Published on 2025-08-07T06:18:08Z

panscient.com bot

The panscient.com bot is a commercial web crawler operated by Panscient, a company specializing in business intelligence and data extraction. Its purpose is to scan public corporate websites to collect professional and business information, such as company details, executive bios, and job openings. This data is then licensed to third parties for marketing, lead generation, and business intelligence.

What is the panscient.com bot?

The panscient.com bot is a large-scale web crawler from the company Panscient. It is designed to systematically navigate websites to collect specific types of business and professional information. The data it extracts—from corporate websites, press releases, and other public sources—is then licensed to resellers and third parties for business intelligence and marketing purposes. The crawler identifies itself with the user-agent string panscient.com. It is designed to be relatively unobtrusive, with a maximum request rate of one page per second.

Why is the panscient.com bot crawling my site?

The panscient.com bot is crawling your site because it is looking for corporate information, such as company names, executive biographies, and job openings.

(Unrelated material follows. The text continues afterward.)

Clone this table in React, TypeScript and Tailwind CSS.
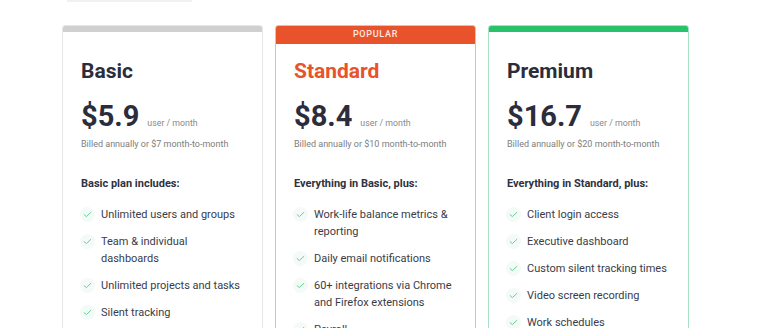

It may have discovered your site through publicly available domain registration lists, and it periodically checks these domains for business information. The bot only accesses publicly available content and does not collect sensitive personal information. Its crawling is part of a legitimate, though often unauthorized, business operation.

What is the purpose of the panscient.com bot?

The purpose of the panscient.com bot is to build specialized vertical search engines and business intelligence databases. The company collects professional business contact and background information from US-based corporate websites. This data is then licensed to clients for use in marketing, lead generation, and data management. While this serves a legitimate business purpose, website owners should be aware that the public information on their site may be collected and commercially distributed.

How do I block the panscient.com bot?

To prevent the panscient.com bot from collecting data from your website, you can add a specific disallow rule to your robots.txt file. This is the standard method for managing access for web crawlers.

Add the following lines to your robots.txt file to block this bot:

User-agent: panscient.com
Disallow: /

How to verify the authenticity of the user-agent operated by Panscient?

Reverse IP lookup technique

To verify user-agent authenticity, you can use host linux command two times with the IP address of the requester.
  1. > host IPAddressOfRequest
    This command returns the reverse lookup hostname (e.g., 4.4.8.8.in-addr.arpa.).
  2. > host ReverseDNSFromTheOutputOfFirstRequest
If the output matches the original IP address and the domain is associated with a trusted operator (e.g., Panscient), the user-agent can be considered legitimate.

IP list lookup technique

Some operators provide a public list of IP addresses used by their crawlers. This list can be cross-referenced to verify a user-agent's authenticity. However, both operators and website owners may find it challenging to maintain an up-to-date list, so use this method with caution and in conjunction with other verification techniques.